В те сентябрьские дни мы выполняли задания одно важнее другого: то под бомбежкой перевозили понтонный мост через Волгу в Куропатку, то вытаскивали из-под самого носа у врага баржи, нагруженные зерном.

Гитлеровцы с господствующих высот уже контролировали Волгу. По ночам, приглушив ход, без дыма и света, мы подходили к правому берегу и принимали на свой борт ценные грузы. Когда же кончали погрузку, я тихо отдавал команду: «Отдать чалку, полный вперед».

Так работали мы до последних дней сентября. Горизонт воды упал, и «Гаситель» уже не мог выйти из затона. Тогда нам приказано было поставить «Гаситель» на якорь э глубоком месте затона, а команде сойти на беpeг. С прискорбием в сердце выполняли мы этот приказ, снимали с любимого парохода все ценные детали, инструмент, брезент, золотники, опускали пары из обоих котлов. Люди сели в шлюпку...

Покинул я свой любимый пароход, на котором мечтал поработать до тех пор, пока силы не оставят меня; сошел на берег и почувствовал себя стариком. Наступили самые тяжелые дни в моей жизни. Мне было предложено отправиться в Москву за новым назначением.

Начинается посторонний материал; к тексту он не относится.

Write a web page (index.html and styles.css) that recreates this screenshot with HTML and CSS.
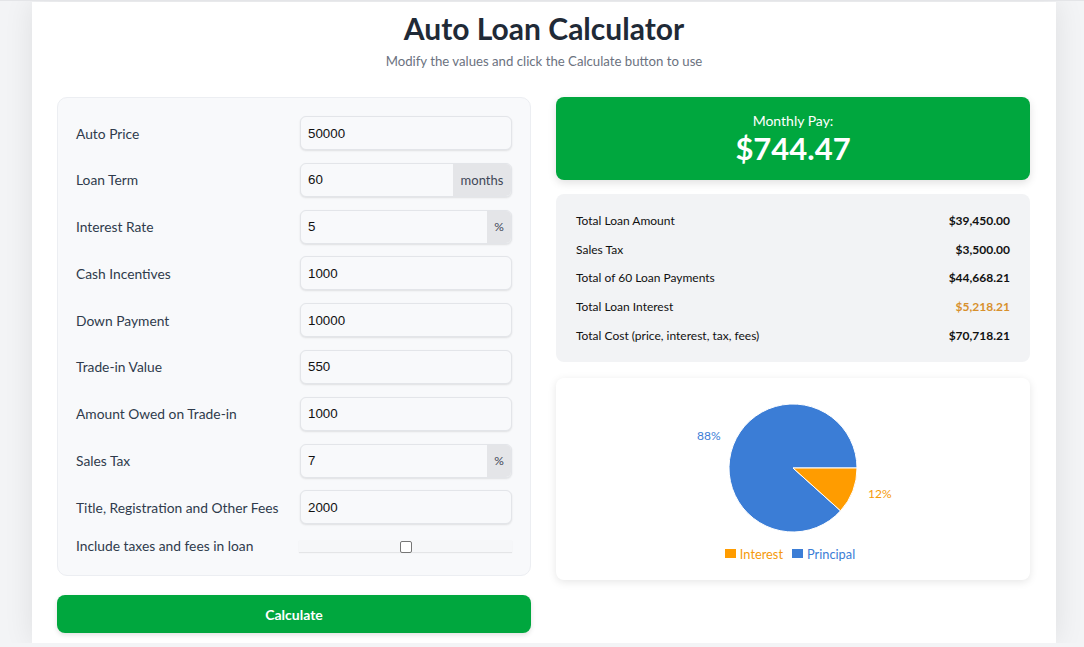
FILE: index.html
```html
<!DOCTYPE html>
<html lang="en">
<head>
<meta charset="utf-8">
<title>Auto Loan Calculator</title>
<link rel="stylesheet" href="styles.css">
</head>
<body>
<main class="page">
  <header class="head">
    <h1 class="title">Auto Loan Calculator</h1>
    <p class="subtitle">Modify the values and click the Calculate button to use</p>
  </header>
  <div class="columns">
    <section class="left">
      <div class="form">
        <label class="lbl">Auto Price</label>
        <div class="field"><span class="val">50000</span></div>
        <label class="lbl">Loan Term</label>
        <div class="field group"><span class="val">60</span><span class="addon months">months</span></div>
        <label class="lbl">Interest Rate</label>
        <div class="field group"><span class="val">5</span><span class="addon pct">%</span></div>
        <label class="lbl">Cash Incentives</label>
        <div class="field"><span class="val">1000</span></div>
        <label class="lbl">Down Payment</label>
        <div class="field"><span class="val">10000</span></div>
        <label class="lbl">Trade-in Value</label>
        <div class="field"><span class="val">550</span></div>
        <label class="lbl">Amount Owed on Trade-in</label>
        <div class="field"><span class="val">1000</span></div>
        <label class="lbl">Sales Tax</label>
        <div class="field group"><span class="val">7</span><span class="addon pct">%</span></div>
        <label class="lbl">Title, Registration and Other Fees</label>
        <div class="field"><span class="val">2000</span></div>
        <label class="lbl">Include taxes and fees in loan</label>
        <div class="checkwrap"><span class="checkbox"></span></div>
      </div>
      <button class="calc">Calculate</button>
    </section>
    <section class="right">
      <div class="monthly">
        <div class="m-label">Monthly Pay:</div>
        <div class="m-value">$744.47</div>
      </div>
      <div class="details">
        <div class="row"><span>Total Loan Amount</span><b>$39,450.00</b></div>
        <div class="row"><span>Sales Tax</span><b>$3,500.00</b></div>
        <div class="row"><span>Total of 60 Loan Payments</span><b>$44,668.21</b></div>
        <div class="row"><span>Total Loan Interest</span><b class="orange">$5,218.21</b></div>
        <div class="row"><span>Total Cost (price, interest, tax, fees)</span><b>$70,718.21</b></div>
      </div>
      <div class="chart">
        <svg class="pie" width="474" height="166" viewBox="0 0 474 166">
          <path d="M237 90 L301 90 A64 64 0 1 0 284.56 132.82 Z" fill="#3b7dd6" stroke="#fff" stroke-width="1"/>
          <path d="M237 90 L301 90 A64 64 0 0 1 284.56 132.82 Z" fill="#ff9c00" stroke="#fff" stroke-width="1"/>
          <text x="141" y="62" class="plabel blue-t">88%</text>
          <text x="312" y="120" class="plabel orange-t">12%</text>
        </svg>
        <div class="legend">
          <span class="swatch sw-orange"></span><span class="lg-orange">Interest</span>
          <span class="swatch sw-blue"></span><span class="lg-blue">Principal</span>
        </div>
      </div>
    </section>
  </div>
</main>
</body>
</html>
```
FILE: styles.css
```css
* { box-sizing: border-box; }
html, body { margin: 0; padding: 0; }
body {
  background: #f3f4f6;
  font-family: "Lato", "Noto Sans", sans-serif;
  border-top: 1px solid #e4e5e8;
  padding-left: 4px;
}
.page {
  width: 1024px;
  margin: 1px auto 0;
  background: #fff;
  box-shadow: 0 0 28px rgba(0,0,0,0.09);
  padding: 0 25px 10px;
}
.head { text-align: center; padding-top: 10px; }
.title {
  margin: 0;
  font-size: 30px;
  line-height: 32px;
  font-weight: 700;
  color: #1f2a37;
}
.subtitle {
  margin: 9px 0 0;
  font-size: 13.2px;
  line-height: 16px;
  color: #6b7280;
}
.columns {
  display: grid;
  grid-template-columns: 474px 474px;
  gap: 25px;
  margin-top: 28px;
  align-items: start;
}
.left { display: flex; flex-direction: column; gap: 19px; }
.form {
  background: #f8f9fb;
  border: 1px solid #eceef2;
  border-radius: 10px;
  padding: 18px 18px 21px;
  display: grid;
  grid-template-columns: 212px 212px;
  column-gap: 12px;
  row-gap: 12.8px;
  align-items: center;
}
.lbl {
  font-size: 13.8px;
  color: #2f3b4c;
}
.field {
  height: 34px;
  display: flex;
  align-items: stretch;
  background: #f8f9fb;
  border: 1px solid #e3e5e9;
  border-radius: 6px;
  box-shadow: 0 1px 2px rgba(0,0,0,0.1);
  overflow: hidden;
}
.val {
  flex: 1;
  display: flex;
  align-items: center;
  padding-left: 7px;
  font-family: "Liberation Sans", Arial, sans-serif;
  font-size: 13.33px;
  color: #111;
}
.addon {
  display: flex;
  align-items: center;
  justify-content: center;
  background: #e4e5e8;
  color: #3f4756;
  font-size: 13px;
}
.months { width: 58px; }
.pct { width: 24px; font-size: 12px; }
.checkwrap {
  height: 12px;
  display: flex;
  justify-content: center;
  align-items: center;
  background: #f6f7f9;
  box-shadow: 0 1px 1px rgba(0,0,0,0.08);
  margin-left: -1px;
  margin-top: 1px;
}
.checkbox {
  width: 12px;
  height: 12px;
  border: 1px solid #767676;
  border-radius: 2px;
  background: #fff;
  margin-top: 1px;
}
.calc {
  height: 38px;
  border: 0;
  border-radius: 8px;
  background: #00a73e;
  color: #fff;
  font-family: inherit;
  font-size: 14px;
  font-weight: 700;
  box-shadow: 0 2px 5px rgba(0,0,0,0.12);
}
.right { display: flex; flex-direction: column; gap: 14px; }
.monthly {
  height: 83px;
  background: #00a73e;
  border-radius: 8px;
  color: #fff;
  text-align: center;
  padding-top: 15px;
  box-shadow: 0 3px 8px rgba(0,0,0,0.12);
}
.m-label { font-size: 14px; line-height: 18px; }
.m-value { font-size: 31px; font-weight: 700; line-height: 34px; margin-top: 1px; }
.details {
  background: #f2f3f5;
  border-radius: 8px;
  padding: 12px 20px;
}
.row {
  display: flex;
  justify-content: space-between;
  align-items: center;
  height: 28.75px;
  font-size: 12px;
  color: #111;
}
.row b { font-weight: 700; }
.row b.orange { color: #d8902c; }
.chart {
  margin-top: 2px;
  background: #fff;
  border-radius: 8px;
  box-shadow: 0 2px 8px rgba(0,0,0,0.1);
  padding-bottom: 16px;
}
.pie { display: block; }
.plabel { font-family: "Lato", sans-serif; font-size: 12px; }
.blue-t { fill: #3b7dd6; }
.orange-t { fill: #f59a0a; }
.legend {
  height: 20px;
  display: flex;
  justify-content: center;
  align-items: center;
  font-size: 12.8px;
  padding-right: 6px;
}
.swatch { width: 11px; height: 9px; display: inline-block; margin-right: 4px; }
.sw-orange { background: #ff9c00; }
.sw-blue { background: #3b7dd6; margin-left: 9px; }
.lg-orange { color: #f59a0a; }
.lg-blue { color: #3b7dd6; }
```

До Москвы я не добрался. Некоторое время прожил в Саратове, но не по себе здесь мне было. То ли знал, что люди из команды «Гасителя» остались, то ли хотелось быть поближе к дочке. Через несколько недель снова вернулся в город. Последние сто километров пешком шел. Разыскал нашу оперативную группу и попросил, чтобы мне дали работу здесь же. Ведь наши волгари продолжали воевать.

Когда я пришел «Гаситель» мой уже не на якоре стоял, был затоплен по середине затона. Никто тогда не знал — вражеский ли снаряд в него попал или в старые пробоины проникла вода. Ввиду беспрерывного обстрела и бомбежки с воздуха нельзя тогда было установить, в чем дело. И тогда же я узнал, что пропала, точно растворилась в войне, моя Катя.. Известно было, что когда она возвращалась с задания, ее тяжело ранили гитлеровцы. Шкипер Платков, который переправлял ее с правого берега, рассказал, что Катя была ранена в руку, в грудь и в живот. Искал я дочь по всем госпиталям, чтобы хоть узнать, где могилка ее, но так и не напал на следы. Одно только было мне утешение, что все девушки, боевые подруги Кати, много хорошего мне о ней рассказывали: говорили, что она ничего не страшилась и с открытой душой выполняла приказы.

Как только кончились бои в нашем городе, второго же февраля пошел я на то место, где подо льдом на дне лежал «Гаситель». Стал все меры принимать, чтобы лед над ним облегчить. Когда подняли «Гаситель», все на нем оказалось в порядке; только пробоины надо было заделать.

Быстро восстановили мы пароход, и снова стал «Гаситель» выполнять свою службу.